What you will do: Set down the data below without change, skipping the pictures it holds.

Data:
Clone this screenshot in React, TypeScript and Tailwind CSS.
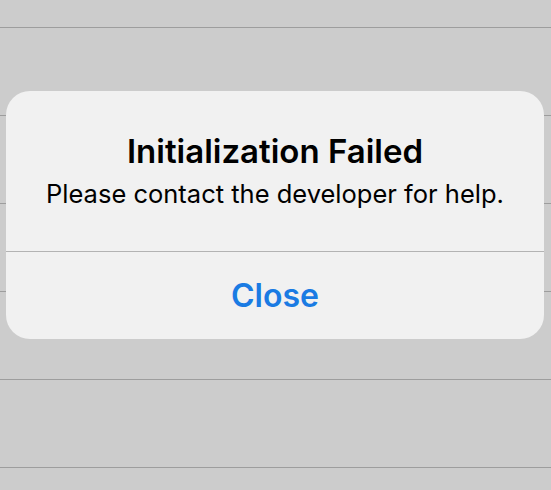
const rows = [0, 1, 2, 3, 4];

export default function App() {
  return (
    <div className="relative h-[490px] w-[551px] overflow-hidden bg-[#cccccc] font-['Inter',sans-serif]">
      {/* list behind the alert */}
      <div className="h-[28px] border-b border-[#9d9d9d]" />
      {rows.map((r) => (
        <div key={r} className="h-[88px] border-b border-[#9d9d9d]" />
      ))}

      <div className="absolute left-[6px] top-[91px] flex h-[248px] w-[538px] flex-col overflow-hidden rounded-[24px] bg-[#f1f1f1]">
        <div className="flex h-[160px] flex-col items-center pt-[40px] text-black">
          <h2 className="text-[33px] font-semibold leading-[40px]">Initialization Failed</h2>
          <p className="mt-[7px] text-[25.5px] leading-[32px]">
            Please contact the developer for help.
          </p>
        </div>
        <button className="flex flex-1 items-center justify-center border-t border-[#b3b3b3] text-[32px] font-semibold text-[#1a7be3]">
          Close
        </button>
      </div>
    </div>
  );
}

Complete answer:
Clone this screenshot in React, TypeScript and Tailwind CSS.
const rows = [0, 1, 2, 3, 4];

export default function App() {
  return (
    <div className="relative h-[490px] w-[551px] overflow-hidden bg-[#cccccc] font-['Inter',sans-serif]">
      {/* list behind the alert */}
      <div className="h-[28px] border-b border-[#9d9d9d]" />
      {rows.map((r) => (
        <div key={r} className="h-[88px] border-b border-[#9d9d9d]" />
      ))}

      <div className="absolute left-[6px] top-[91px] flex h-[248px] w-[538px] flex-col overflow-hidden rounded-[24px] bg-[#f1f1f1]">
        <div className="flex h-[160px] flex-col items-center pt-[40px] text-black">
          <h2 className="text-[33px] font-semibold leading-[40px]">Initialization Failed</h2>
          <p className="mt-[7px] text-[25.5px] leading-[32px]">
            Please contact the developer for help.
          </p>
        </div>
        <button className="flex flex-1 items-center justify-center border-t border-[#b3b3b3] text-[32px] font-semibold text-[#1a7be3]">
          Close
        </button>
      </div>
    </div>
  );
}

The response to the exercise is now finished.